Outlook 2013 Junk Email Filter3
Back in July, Justine blogged about Outlook 2013 and her insights on this newest version of Outlook. Her perceptions were that because Outlook 2013 uses Microsoft Word as its rendering engine, HTML and CSS support has essentially remained unchanged between versions 2007, 2010, and 2013. In addition, here are some other elements that she remarked on:
- Unimpressive User Interface – stark & white and doesn’t put much emphasis or hierarchy on individual elements.
- Emails with mostly text and a predominantly white background may fight to be distinguished against this new User Interface.
- Images are disabled by default.
- The deeper preview pane (about 320px) makes the from name, subject line, and preview text that much more important.
However, none of those design elements matter if your subscribers never see your emails because they — GASP — get sent to the infamous Junk Email folder.
How does Outlook 2013’s Junk Email Filter work?
There are five different user-controlled lists that can determine whether your email will hit the junk folder or not:
- Safe Senders List – Email addresses and domain names in this list are never treated as junk. All names and addresses in the global address list (GAL) in a Microsoft Exchange Server account are automatically considered safe.
- Safe Recipients List – Users can add the mailing lists and distribution lists that they are part of to this list so that they will never be marked as spam.
- Blocked Senders List – Once users add an email address or domain to this list, messages from that source are automatically sent to the Junk Email folder.
- Blocked Top-Level Domains List – To block messages from another country or region, users can add country/region codes to this list.
- Blocked Encodings List – To block messages that contain another character set or alphabet, users can add encodings to this list.
By default, the Junk Email Filter is turned onto the “No Automatic Filtering” level. However, users have the ability to easily change the level of protection and make it more or less aggressive. Here are the options given:
- No Automatic Filtering – Turns off the automatic Junk Email Filter, but messages are evaluated using the domain names and email addresses in users’ Blocked Senders Lists.
- Low – Filters only messages that are most obviously junk.
- High – Filters all messages suspected as junk.
- Safe Lists Only – Any message that is sent from someone not on your Safe Senders List or to a mailing list on your Safe Recipients List is automatically classified as junk.

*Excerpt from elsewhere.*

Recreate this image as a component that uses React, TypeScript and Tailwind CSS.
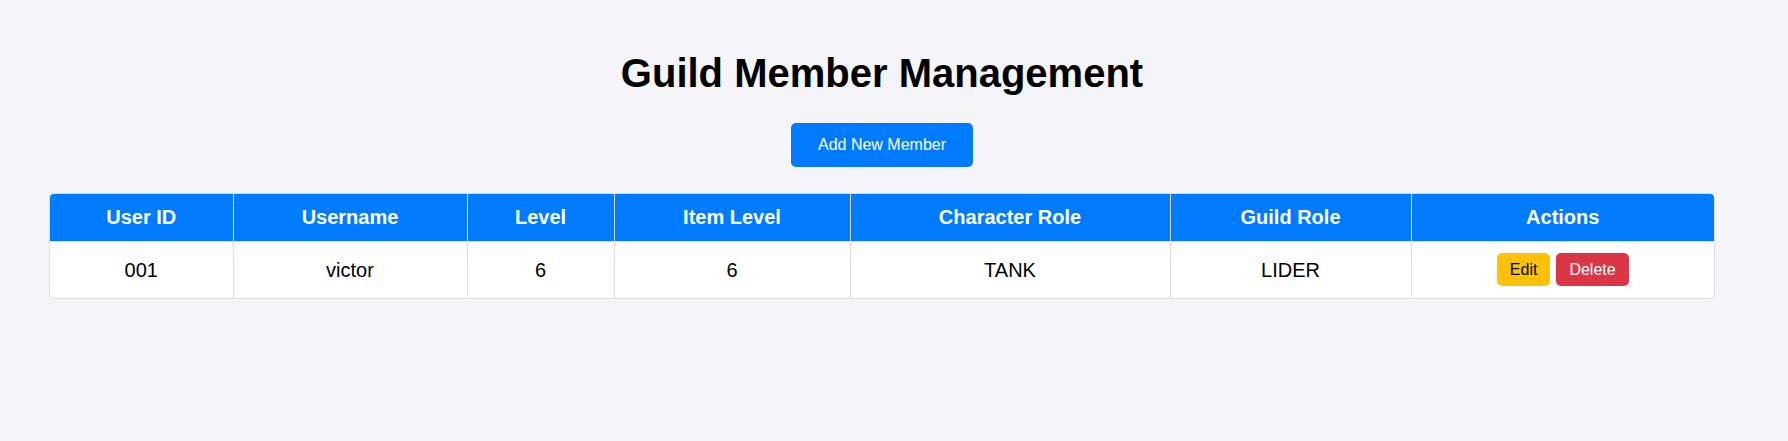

- Delete All – Users also have the option to delete all suspected junk messages instead of having them moved to the Junk Email folder.
In addition, if users have an Exchange account, they have two other junk-fighting tools:
- Cached Exchange Mode or download to an Outlook Data File (.pst) – If you use either of these, your Junk Email Filters Lists are available from any computer and used by the server to evaluate messages.
- Working Offline – If you work offline, your Junk Email Filters Lists will still be saved on your server and are available from any computer if you have the Junk Email feature enabled in Outlook Web Access or Outlook Web App.
How to Update Junk Email Filter Settings
Users can update their Junk Email Filters by clicking on the “Junk” dropdown.
If an email is selected when the user clicks on the “Junk” dropdown, they will have the options to “Block Sender,” “Never Block Sender,” “Never Block Sender’s Domain (@example.com),” and “Never Block this Group or Mailing List” for that particular email. In addition, users can click on “Junk Email Options” to edit their settings. Once this option is clicked, the following box will appear:
Within this box is where users have the option to change the level of protection to make it more or less aggressive. At the top of the box, there are four additional tabs besides “Options” – “Safe Senders,” “Safe Recipients,” “Blocked Recipients,” and “International.” When users click on the “Safe Senders,” “Safe Recipients,” or “Blocked Recipients” tabs they are brought to a tab that looks like this:
In these three tabs, users have the ability to add email addresses & domain names to the Safe Sender, Safe Recipients, or Blocked Senders lists. In the fifth tab in the box, “International,” users have the ability to add country/region codes to the “Blocked Top-Level Domains List” and add encodings to the “Blocked Encodings List.”
What’s an Email Marketer To Do?
Like numerous other email clients, images are turned off by default in Outlook 2013. Outlook 2013 users have the ability to configure automatic picture download; in addition, any emails received from “trusted” sources, such as those on a Safe Senders List, Safe Recipients List or contacts in the user’s address book, will have their images automatically downloaded.
Frequently, email marketers will ask subscribers to add the sender’s email address to their address book/safe senders list to ensure delivery and automatic picture download. This request is usually in either the email itself or during the subscription process to receive emails. In addition, they can *hope* that their subscribers have changed their default settings and have enabled automatic picture download. However, according to this study by Jared Spool, less than 5% of users had changed their default settings, even when prompted.
So what’s an email marketer to do? They must expect the worst and test their emails with default settings on — since people rarely change their settings. This means that with Outlook 2013 they must ensure that their emails are optimized for images off. Tactics for designing for images-off optimization include styling ALT text and avoiding solely image-based designs.